The Iowa Department of Natural Resources found trace amounts of perfluoroalkyl and polyfluoroalkyl substances, also known as PFAS, in water that reaches 183,000 residents in Burlington, Davenport, and Keokuk. Previous test have shown the chemicals are also present in Ames, Sioux City, Rock Valley, and West Des Moines drinking water.

While the trace amounts are well below current federal safety standards, Iowa Capital Dispatch reported it is the first time the DNR tests found notable concentrations of the forever chemicals in a major river that serves as many states’ source of drinking water. Usually, the vastness of major rivers hide contaminations. The precise sources of contamination in the Mississippi River is unclear. The river has too large of an upstream area before reaching Iowa to pinpoint if the contamination is coming from Illinois, Minnesota, and Wisconsin.
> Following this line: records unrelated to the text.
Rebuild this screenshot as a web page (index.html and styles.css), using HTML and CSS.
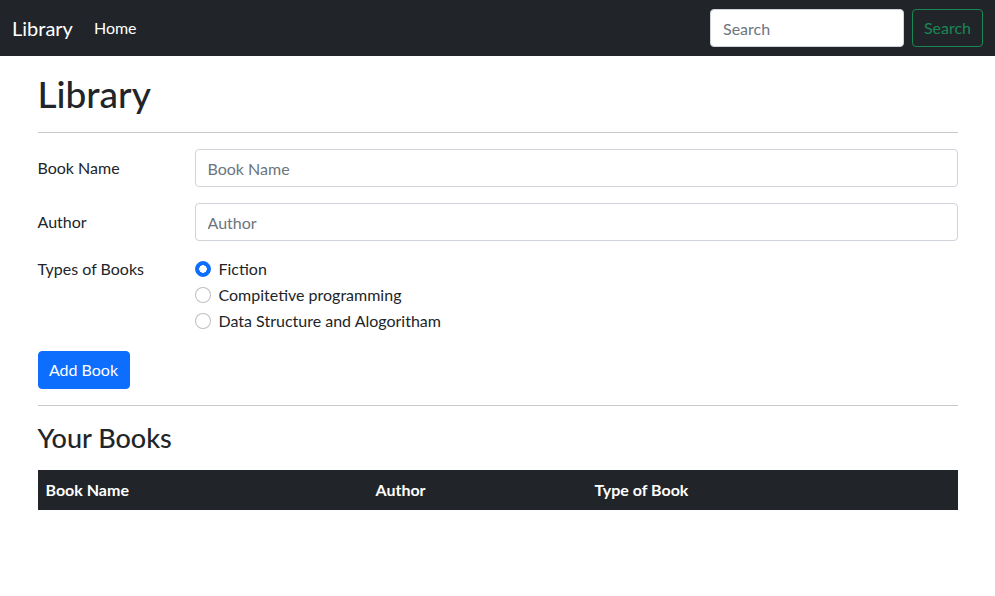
FILE: index.html
```html
<!DOCTYPE html>
<html lang="en">
<head>
<meta charset="utf-8">
<title>Library</title>
<link rel="stylesheet" href="styles.css">
</head>
<body>
<nav class="navbar">
  <div class="nav-left">
    <a class="brand" href="#">Library</a>
    <a class="nav-link" href="#">Home</a>
  </div>
  <form class="nav-search">
    <input class="search-input" type="search" placeholder="Search">
    <button class="btn-outline-success" type="button">Search</button>
  </form>
</nav>

<main class="container">
  <h1 class="title">Library</h1>
  <hr class="divider">
  <form class="book-form">
    <div class="form-row">
      <label class="form-label" for="bookName">Book Name</label>
      <div class="form-field"><input id="bookName" class="form-control" type="text" placeholder="Book Name"></div>
    </div>
    <div class="form-row">
      <label class="form-label" for="author">Author</label>
      <div class="form-field"><input id="author" class="form-control" type="text" placeholder="Author"></div>
    </div>
    <div class="form-row radios-row">
      <div class="form-label legend">Types of Books</div>
      <div class="form-field">
        <label class="form-check"><input class="radio" type="radio" name="type" checked><span>Fiction</span></label>
        <label class="form-check"><input class="radio" type="radio" name="type"><span>Compitetive programming</span></label>
        <label class="form-check"><input class="radio" type="radio" name="type"><span>Data Structure and Alogoritham</span></label>
      </div>
    </div>
    <button class="btn-primary" type="button">Add Book</button>
  </form>
  <hr class="divider">
  <h2 class="subtitle">Your Books</h2>
  <table class="books-table">
    <thead>
      <tr>
        <th class="col-name">Book Name</th>
        <th class="col-author">Author</th>
        <th class="col-type">Type of Book</th>
      </tr>
    </thead>
    <tbody></tbody>
  </table>
</main>
</body>
</html>
```

FILE: styles.css
```css
* { box-sizing: border-box; }

html, body {
  margin: 0;
  padding: 0;
  background: #fff;
}

body {
  font-family: Lato, "Noto Sans", "Liberation Sans", sans-serif;
  font-size: 16px;
  line-height: 24px;
  color: #212529;
}

.navbar {
  height: 56px;
  background: #212529;
  display: flex;
  align-items: center;
  justify-content: space-between;
  padding: 0 12px;
}

.nav-left {
  display: flex;
  align-items: center;
}

.brand {
  color: #fff;
  text-decoration: none;
  font-size: 20px;
  line-height: 30px;
  margin-right: 13px;
}

.nav-link {
  color: #fff;
  text-decoration: none;
  padding: 8px;
  font-size: 16px;
}

.nav-search {
  display: flex;
  align-items: center;
  gap: 8px;
  margin: 0;
}

.search-input {
  width: 194px;
  height: 38px;
  border: 1px solid #ced4da;
  border-radius: 4px;
  padding: 6px 12px;
  font: inherit;
  color: #212529;
  background: #fff;
  outline: none;
}

.search-input::placeholder,
.form-control::placeholder {
  color: #6c757d;
}

.btn-outline-success {
  width: 71px;
  height: 38px;
  padding: 6px 0;
  border: 1px solid #198754;
  border-radius: 4px;
  background: transparent;
  color: #198754;
  font: inherit;
  text-align: center;
}

.container {
  width: 920px;
  margin: 0 auto;
  padding-top: 16px;
}

.title {
  margin: 0;
  font-size: 37px;
  line-height: 44px;
  font-weight: 500;
}

.divider {
  margin: 16px 0;
  border: 0;
  border-top: 1px solid #c8c9ca;
  height: 0;
}

.book-form {
  margin: 0;
}

.form-row {
  display: flex;
  margin-bottom: 16px;
}

.form-label {
  width: 157px;
  padding-top: 7px;
  flex-shrink: 0;
}

.legend {
  padding-top: 0;
}

.form-field {
  flex: 1;
}

.form-control {
  display: block;
  width: 100%;
  height: 38px;
  padding: 6px 12px;
  border: 1px solid #ced4da;
  border-radius: 4px;
  font: inherit;
  color: #212529;
  background: #fff;
  outline: none;
}

.form-check {
  display: flex;
  align-items: center;
  min-height: 24px;
  margin-bottom: 2px;
}

.radio {
  appearance: none;
  -webkit-appearance: none;
  width: 16px;
  height: 16px;
  margin: 0 8px 0 0;
  border: 1px solid rgba(0, 0, 0, 0.25);
  border-radius: 50%;
  background: #fff;
  flex-shrink: 0;
}

.radio:checked {
  border-color: #0d6efd;
  background: radial-gradient(circle, #fff 0, #fff 3.5px, #0d6efd 4px);
}

.btn-primary {
  display: block;
  width: 92px;
  height: 38px;
  padding: 6px 0;
  border: 1px solid #0d6efd;
  border-radius: 4px;
  background: #0d6efd;
  color: #fff;
  font: inherit;
  text-align: center;
}

.subtitle {
  margin: 0 0 16px;
  font-size: 27px;
  line-height: 32px;
  font-weight: 500;
}

.books-table {
  width: 100%;
  border-collapse: collapse;
}

.books-table th {
  background: #212529;
  color: #fff;
  text-align: left;
  font-weight: 700;
  padding: 8px;
  line-height: 24px;
}

.col-name { width: 330px; }
.col-author { width: 219px; }
```
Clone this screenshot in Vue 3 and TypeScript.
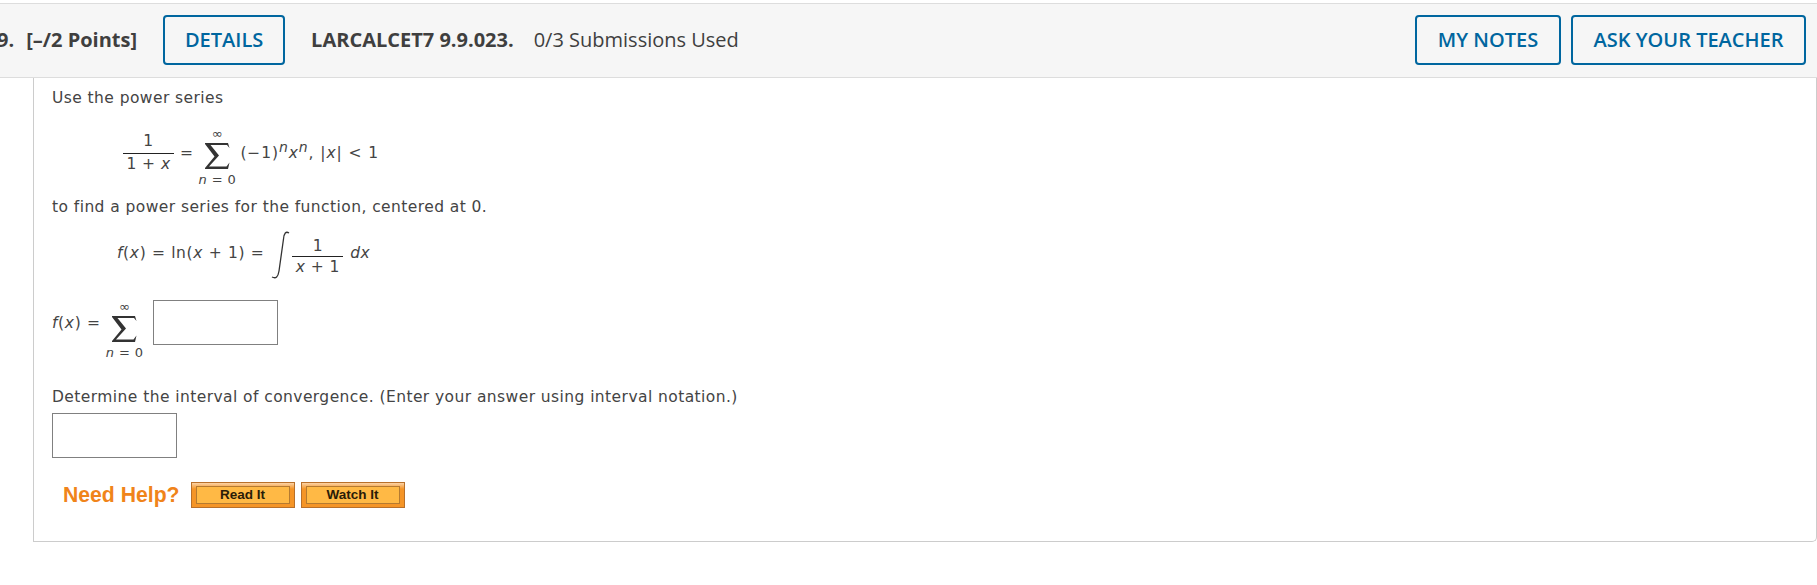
<script setup lang="ts">
const headLabel = 'LARCALCET7 9.9.023.'
const helpButtons = ['Read It', 'Watch It']
</script>

<template>
  <div class="page">
    <header class="head">
      <span class="points"><span class="num">9.</span>[–/2 Points]</span>
      <button class="btn details">DETAILS</button>
      <strong class="code">{{ headLabel }}</strong>
      <span class="subs">0/3 Submissions Used</span>
      <button class="btn notes">MY NOTES</button>
      <button class="btn ask">ASK YOUR TEACHER</button>
    </header>

    <section class="card">
      <p class="line first">Use the power series</p>

      <div class="eq eq-one">
        <span class="frac">
          <span class="top">1</span>
          <span class="bot">1 + <i>x</i></span>
        </span>
        <span class="eq-sign">=</span>
        <span class="sum">
          <span class="lim inf">∞</span>
          <svg class="sigma" width="27" height="28" viewBox="0 0 27 28">
            <path d="M1 1H24L25.500 6L23 3H6.500L15 13.500L5 24.500H22.500L25.500 20.500L24 27H1V26L10.500 14.500L1 2Z" fill="#333" />
          </svg>
          <span class="lim"><i>n</i> = 0</span>
        </span>
        <span class="series">(−1)<sup><i>n</i></sup><i>x</i><sup><i>n</i></sup>, |<i>x</i>| &lt; 1</span>
      </div>

      <p class="line second">to find a power series for the function, centered at 0.</p>

      <div class="eq eq-two">
        <span class="fx"><i>f</i>(<i>x</i>) = ln(<i>x</i> + 1) =</span>
        <svg class="integral" width="20" height="48" viewBox="0 0 20 48">
          <path d="M18 2C15 0 13 2 12.500 8L8 40C7 46 5 48 1 46" fill="none" stroke="#333" stroke-width="1.300" />
        </svg>
        <span class="frac">
          <span class="top">1</span>
          <span class="bot"><i>x</i> + 1</span>
        </span>
        <span class="dx"><i>dx</i></span>
      </div>

      <div class="eq eq-three">
        <span class="fx"><i>f</i>(<i>x</i>) =</span>
        <span class="sum">
          <span class="lim inf">∞</span>
          <svg class="sigma" width="27" height="28" viewBox="0 0 27 28">
            <path d="M1 1H24L25.500 6L23 3H6.500L15 13.500L5 24.500H22.500L25.500 20.500L24 27H1V26L10.500 14.500L1 2Z" fill="#333" />
          </svg>
          <span class="lim"><i>n</i> = 0</span>
        </span>
        <input class="answer" type="text" />
      </div>

      <p class="line third">Determine the interval of convergence. (Enter your answer using interval notation.)</p>
      <input class="answer block" type="text" />

      <div class="help">
        <span class="help-label">Need Help?</span>
        <button v-for="b in helpButtons" :key="b" class="help-btn"><span>{{ b }}</span></button>
      </div>
    </section>
  </div>
</template>

<style scoped>
.page {
  width: 1817px;
  padding-top: 3px;
  overflow: hidden;
  font-family: "DejaVu Sans", Verdana, sans-serif;
  color: #444;
}
.head {
  display: flex;
  align-items: center;
  box-sizing: border-box;
  height: 75px;
  padding-bottom: 2px;
  background: #f6f6f6;
  border-top: 1px solid #ddd;
  border-bottom: 1px solid #ddd;
  font-family: "Open Sans", sans-serif;
  font-size: 20px;
  color: #3f3f3f;
}
.points {
  margin-left: -3px;
  font-weight: 700;
  white-space: nowrap;
}
.num {
  margin-right: 12px;
}
.btn {
  box-sizing: border-box;
  height: 50px;
  padding: 0;
  background: transparent;
  border: 2px solid #00669f;
  border-radius: 4px;
  font: 600 20px "Open Sans", sans-serif;
  color: #00669f;
}
.details {
  width: 122px;
  margin-left: 26px;
}
.code {
  margin-left: 26px;
  font-weight: 700;
}
.subs {
  margin-left: 20px;
}
.notes {
  width: 146px;
  margin-left: auto;
}
.ask {
  width: 235px;
  margin-left: 10px;
  margin-right: 11px;
}
.card {
  box-sizing: border-box;
  height: 464px;
  margin-left: 33px;
  padding-left: 18px;
  background: #fff;
  border: 1px solid #ccc;
  border-top: 0;
  border-bottom-right-radius: 5px;
  font-size: 15.500px;
  letter-spacing: 0.425px;
}
.line {
  margin: 0;
  line-height: 20px;
  white-space: nowrap;
}
.first {
  padding-top: 10px;
}
.eq {
  display: flex;
  align-items: center;
}
.eq-one {
  margin-top: 21px;
  margin-left: 71px;
  height: 57px;
}
.eq-one .frac,
.eq-one .eq-sign,
.eq-one .series {
  margin-bottom: 9px;
}
.frac {
  display: inline-flex;
  flex-direction: column;
  align-items: center;
  width: 51px;
}
.top {
  line-height: 20px;
  padding-bottom: 2px;
}
.bot {
  width: 100%;
  text-align: center;
  line-height: 21px;
  border-top: 1px solid #222;
}
.eq-two .top {
  padding-bottom: 0;
}
.eq-sign {
  margin-left: 6px;
}
.sum {
  display: inline-flex;
  flex-direction: column;
  align-items: center;
  width: 40px;
  margin-left: 4px;
}
.lim {
  font-size: 13px;
  line-height: 13px;
  white-space: nowrap;
}
.inf {
  line-height: 10px;
}
.sigma {
  display: block;
  margin: 3px 0;
}
.series {
  margin-left: 3px;
  letter-spacing: 0.900px;
  white-space: pre;
}
sup {
  font-size: 14px;
  line-height: 0;
}
.second {
  margin-top: 11px;
}
.eq-two {
  margin-top: 13px;
  margin-left: 65px;
  height: 50px;
}
.fx {
  line-height: 20px;
  letter-spacing: 0.650px;
  white-space: pre;
}
.eq-two .fx,
.dx {
  margin-bottom: 4px;
}
.eq-two .frac {
  margin-top: 4px;
}
.integral {
  margin-left: 7px;
  margin-right: 1px;
}
.dx {
  margin-left: 7px;
}
.eq-three {
  align-items: flex-start;
  margin-top: 20px;
  height: 59px;
}
.eq-three .fx {
  margin-top: 13px;
}
.eq-three .sum {
  margin-top: 2px;
  margin-left: 4px;
}
.answer {
  box-sizing: border-box;
  width: 125px;
  height: 45px;
  margin: 0 0 0 8px;
  padding: 0;
  background: #fff;
  border: 1px solid #808080;
}
.third {
  margin-top: 28px;
}
.block {
  display: block;
  margin: 6px 0 0;
}
.help {
  display: flex;
  align-items: center;
  gap: 6px;
  margin-top: 24px;
  margin-left: 11px;
}
.help-label {
  margin-right: 5px;
  font: 700 21.200px "Liberation Sans", Arial, sans-serif;
  letter-spacing: 0;
  color: #f0841a;
}
.help-btn {
  box-sizing: border-box;
  width: 104px;
  height: 26px;
  padding: 3px 4px 3px;
  background: linear-gradient(#fbd3a6, #f59527 25%);
  border: 1px solid #b9702a;
  font: 700 13.500px "Liberation Sans", Arial, sans-serif;
  letter-spacing: 0;
  color: #2a1c08;
}
.help-btn span {
  display: block;
  box-sizing: border-box;
  height: 100%;
  line-height: 16px;
  background: #ffb945;
  border: 1px solid #b57a30;
}
</style>
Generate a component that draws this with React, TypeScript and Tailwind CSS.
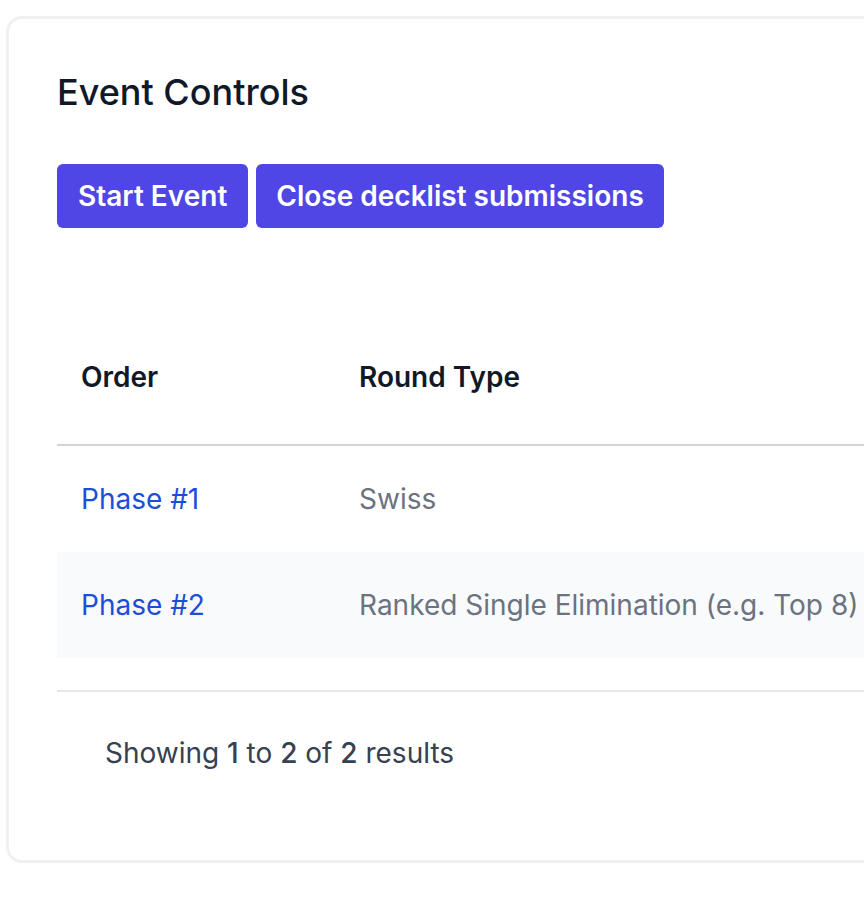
const phases = [
  { order: "Phase #1", type: "Swiss" },
  { order: "Phase #2", type: "Ranked Single Elimination (e.g. Top 8)" },
];

export default function App() {
  return (
    <div
      className="w-[864px] h-[898px] overflow-hidden bg-white"
      style={{ fontFamily: "Inter, 'Noto Sans', sans-serif" }}
    >
      <div className="ml-[6px] mt-[16px] w-[1100px] rounded-[16px] border-[3px] border-[#f0f0f1] bg-white">
        {/* Header */}
        <div className="pl-[48px] pt-[45px]">
          <h2 className="text-[36px] leading-[56px] font-medium text-[#111827]">
            Event Controls
          </h2>
          <div className="mt-[44px] flex gap-[8px]">
            <button className="h-[64px] px-[21px] rounded-[6px] bg-[#4f46e5] text-white text-[28px] font-semibold leading-[40px]">
              Start Event
            </button>
            <button className="h-[64px] px-[20px] rounded-[6px] bg-[#4f46e5] text-white text-[28px] font-semibold leading-[40px]">
              Close decklist submissions
            </button>
          </div>
        </div>

        {/* Phases table */}
        <div className="pl-[48px] mt-[101px]">
          <table className="w-full text-left text-[28px] leading-[40px]">
            <thead>
              <tr className="border-b-2 border-[#d1d5db]">
                <th className="w-[302px] pl-[24px] pt-[28px] pb-[47px] font-semibold text-[#111827]">
                  Order
                </th>
                <th className="pt-[28px] pb-[47px] font-semibold text-[#111827]">
                  Round Type
                </th>
              </tr>
            </thead>
            <tbody>
              {phases.map((p, i) => (
                <tr key={p.order} className={i % 2 === 1 ? "bg-[#f9fafb]" : "bg-white"}>
                  <td className="pl-[24px] py-[33px] text-[#1d4ed8] whitespace-nowrap">
                    {p.order}
                  </td>
                  <td className="py-[33px] text-[#6b7280] whitespace-nowrap">{p.type}</td>
                </tr>
              ))}
            </tbody>
          </table>
        </div>

        {/* Footer */}
        <div className="ml-[48px] mt-[32px] border-t-2 border-[#e5e7eb] pl-[48px] pt-[41px] pb-[87px]">
          <p className="text-[28px] leading-[40px] text-[#374151]">
            Showing <span className="font-medium">1</span> to{" "}
            <span className="font-medium">2</span> of{" "}
            <span className="font-medium">2</span> results
          </p>
        </div>
      </div>
    </div>
  );
}
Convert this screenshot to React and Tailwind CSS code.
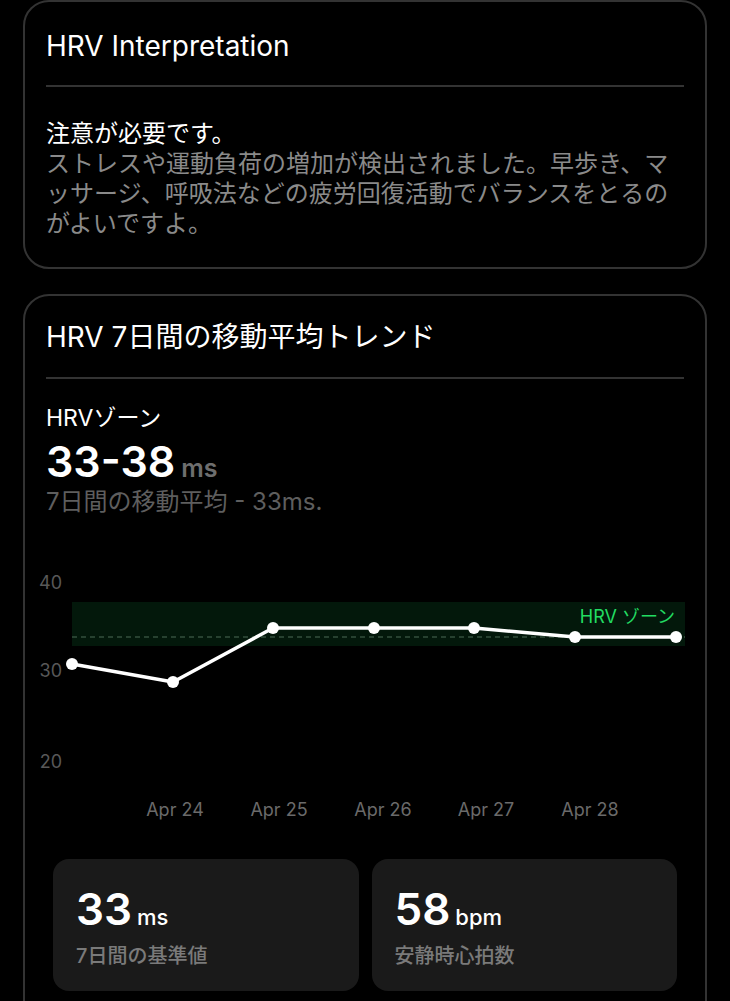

Director of the Center for Health Effects of Environmental Contamination at the University of Iowa David Cwiertny said he was troubled by the results and the consistency of the contamination of a large river, especially since the three cities are so far apart.

““This suggests that the Mississippi River, at least along the 100-mile plus stretch between Davenport down to Keokuk, contains a mixture of PFAS chemicals, and any other community in that area using the Mississippi as a water supply could be vulnerable to PFAS exposure,” he said.